Value added tax expected to push cost of UAE, Saudi imports in Oman

Business Saturday 21/October/2017 17:50 PM
By: Times News Service
Value added tax expected to push cost of UAE, Saudi imports in Oman

Muscat: Imports from the United Arab Emirates (UAE) and Saudi Arabia, which are going to introduce value added tax (VAT) on January 1, 2018, will cost more for Omani companies during the interim period until the Sultanate introduces VAT, according to a VAT expert.
Omani companies have to pay VAT, while the same cannot recovered by local firms until the VAT law is enacted in the country.
“That needs to be clarified, whether countries without VAT legislation can be exempted from value added tax during the interim period. (Otherwise) it is going to create confusion and lead to issues,” said Andy Ilsley, Director for VAT at RSM UK.
“The cost of Omani companies importing from the UAE (and Saudi Arabia) will increase by 5 per cent,” he added.

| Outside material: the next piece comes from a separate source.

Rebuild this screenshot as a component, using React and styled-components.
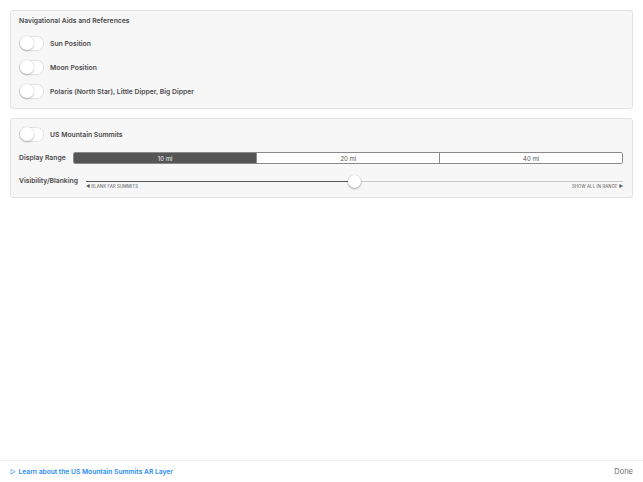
import { useState } from "react";
import styled, { createGlobalStyle } from "styled-components";

const GlobalStyle = createGlobalStyle`
  html, body {
    margin: 0;
    padding: 0;
    background: #ffffff;
  }
  body {
    font-family: "Inter", "Open Sans", "Liberation Sans", sans-serif;
    -webkit-font-smoothing: antialiased;
  }
  #root {
    height: 100vh;
  }
`;

const ranges = ["10 mi", "20 mi", "40 mi"];

const navItems = [
  { id: "sun", label: "Sun Position" },
  { id: "moon", label: "Moon Position" },
  { id: "polaris", label: "Polaris (North Star), Little Dipper, Big Dipper" },
];

const Toggle = ({ on, onClick }) => (
  <ToggleTrack on={on} onClick={onClick}>
    <ToggleKnob on={on} />
  </ToggleTrack>
);

export default function App() {
  const [toggles, setToggles] = useState({});
  const [range, setRange] = useState(0);
  const [blanking] = useState(0.5);

  const flip = (id) => setToggles((prev) => ({ ...prev, [id]: !prev[id] }));

  return (
    <>
      <GlobalStyle />
      <Page>
        <Content>
          <Panel>
            <PanelTitle>Navigational Aids and References</PanelTitle>
            {navItems.map((item) => (
              <ToggleRow key={item.id}>
                <Toggle on={toggles[item.id]} onClick={() => flip(item.id)} />
                <RowLabel>{item.label}</RowLabel>
              </ToggleRow>
            ))}
          </Panel>

          <Panel compact>
            <ToggleRow>
              <Toggle on={toggles.summits} onClick={() => flip("summits")} />
              <RowLabel>US Mountain Summits</RowLabel>
            </ToggleRow>
            <SettingRow>
              <SettingLabel>Display Range</SettingLabel>
              <Segmented>
                {ranges.map((r, i) => (
                  <Segment key={r} active={i === range} onClick={() => setRange(i)}>
                    {r}
                  </Segment>
                ))}
              </Segmented>
            </SettingRow>
            <SliderRow>
              <SettingLabel>Visibility/Blanking</SettingLabel>
              <Slider>
                <TrackArea>
                  <TrackFill style={{ width: `${blanking * 100}%` }} />
                  <TrackRest />
                  <Thumb style={{ left: `${blanking * 100}%` }} />
                </TrackArea>
                <SliderLabels>
                  <span>◀ BLANK FAR SUMMITS</span>
                  <span>SHOW ALL IN RANGE ▶</span>
                </SliderLabels>
              </Slider>
            </SliderRow>
          </Panel>
        </Content>

        <Footer>
          <LearnLink href="#">
            <LinkArrow>▷</LinkArrow>
            Learn about the US Mountain Summits AR Layer
          </LearnLink>
          <DoneButton>Done</DoneButton>
        </Footer>
      </Page>
    </>
  );
}

const Page = styled.div`
  height: 100%;
  display: flex;
  flex-direction: column;
`;

const Content = styled.div`
  flex: 1;
  display: flex;
  flex-direction: column;
  gap: 9px;
  padding: 10px 10px 0;
`;

const Panel = styled.section`
  background: #f7f7f7;
  border: 1px solid #e3e3e3;
  border-radius: 3px;
  padding: ${(p) => (p.compact ? "3px 9px 8px 8px" : "5px 9px 5px 8px")};
  display: flex;
  flex-direction: column;
`;

const PanelTitle = styled.h3`
  margin: 0 0 5px;
  height: 10px;
  line-height: 10px;
  font-size: 6.8px;
  font-weight: 600;
  color: #4a4a4a;
`;

const ToggleRow = styled.div`
  height: 24px;
  display: flex;
  align-items: center;
  gap: 6px;
`;

const ToggleTrack = styled.div`
  position: relative;
  width: 23px;
  height: 13px;
  border-radius: 7px;
  background: ${(p) => (p.on ? "#4cd964" : "#ffffff")};
  border: 1px solid #e2e2e2;
  cursor: pointer;
`;

const ToggleKnob = styled.div`
  position: absolute;
  top: -0.5px;
  left: ${(p) => (p.on ? "10px" : "-0.5px")};
  width: 14px;
  height: 14px;
  border-radius: 50%;
  background: #ffffff;
  box-shadow: 0 1px 2px rgba(0, 0, 0, 0.25), 0 0 0 0.5px rgba(0, 0, 0, 0.06);
`;

const RowLabel = styled.span`
  font-size: 6.8px;
  font-weight: 600;
  color: #4a4a4a;
`;

const SettingRow = styled.div`
  margin-top: 6px;
  display: flex;
  align-items: center;
  gap: 7px;
`;

const SliderRow = styled.div`
  margin-top: 13px;
  display: flex;
  align-items: flex-start;
  gap: 8px;
`;

const SettingLabel = styled.span`
  font-size: 6.8px;
  font-weight: 600;
  color: #4a4a4a;
  line-height: 8px;
  white-space: nowrap;
`;

const Segmented = styled.div`
  flex: 1;
  display: grid;
  grid-template-columns: repeat(3, 1fr);
  height: 12px;
  border: 1px solid #8a8a8a;
  border-radius: 2px;
  overflow: hidden;
  box-sizing: border-box;
`;

const Segment = styled.div`
  display: flex;
  align-items: center;
  justify-content: center;
  font-size: 6px;
  color: ${(p) => (p.active ? "#f0f0f0" : "#555555")};
  background: ${(p) => (p.active ? "#555555" : "#ffffff")};
  cursor: pointer;

  & + & {
    border-left: 1px solid #8a8a8a;
  }
`;

const Slider = styled.div`
  flex: 1;
  display: flex;
  flex-direction: column;
`;

const TrackArea = styled.div`
  position: relative;
  height: 8px;
  display: flex;
  align-items: center;
`;

const TrackFill = styled.div`
  height: 1px;
  background: #555555;
`;

const TrackRest = styled.div`
  flex: 1;
  height: 1px;
  background: #c8c8c8;
`;

const Thumb = styled.div`
  position: absolute;
  top: 50%;
  width: 13px;
  height: 13px;
  margin: -6.5px 0 0 -6.5px;
  border-radius: 50%;
  background: #ffffff;
  box-shadow: 0 1px 2px rgba(0, 0, 0, 0.3), 0 0 0 0.5px rgba(0, 0, 0, 0.08);
`;

const SliderLabels = styled.div`
  margin-top: -1px;
  display: flex;
  justify-content: space-between;
  font-size: 4.3px;
  line-height: 5px;
  letter-spacing: 0.1px;
  color: #555555;
`;

const Footer = styled.footer`
  height: 21px;
  border-top: 1px solid #ececec;
  display: flex;
  align-items: center;
  justify-content: space-between;
  padding: 0 10px;
`;

const LearnLink = styled.a`
  display: flex;
  align-items: center;
  gap: 3px;
  font-size: 6.7px;
  font-weight: 600;
  color: #2a8cf2;
  text-decoration: none;
`;

const LinkArrow = styled.span`
  font-size: 6px;
  font-weight: 400;
`;

const DoneButton = styled.button`
  border: 0;
  background: none;
  padding: 0;
  font-family: inherit;
  font-size: 7.5px;
  color: #6f6f6f;
  cursor: pointer;
`;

Earlier, the plan was to introduce VAT in all GCC states in January 2018. But that is not going to be the case since a draft regulation on the value added tax is not yet announced by the Sultanate.
Ilsley said it takes 12 months for Omani companies to prepare themselves for the VAT regime, which is an indirect tax levied from consumers. “The accounting systems need to be VAT friendly, employees need to be trained and the companies need to understand their supply chain and customers.”
Talking about the impact of VAT on prices, he said it will depend on whether retailers are willing to absorb a portion of the levy in their margin or pass on the entire 5 per cent to consumers. Some products are price sensitive, while others are not too price sensitive.
The corporate sector will incur a cost to build systems to introduce VAT, which is mainly in the implementation stage. “The cost will depend on the size of the company and training needs and it varies from company to company,” added George Mathew, managing partner of RSM Oman.
Large companies have already started planning for VAT implementation in the Sultanate, taking a cue from neighbouring UAE.
Ilsley further said VAT is being seen as a major source of revenue for GCC states, including Oman.
“In U.K., VAT is the second largest revenue source for the government, after income tax. It is two-and-a-half times higher than revenue generated from corporate tax,” he said, adding; “It is very cheap to collect and administer.”
UAE and Saudi Arabia are going to levy VAT on fuel. “I am certainly not aware of any plan to exempt it,” he said.
However, the financial sector, insurance, healthcare, education and transport of goods are generally exempted from VAT.
Oman is expected to announce the VAT law sometime in 2018, noted RSM Oman’s Mathew.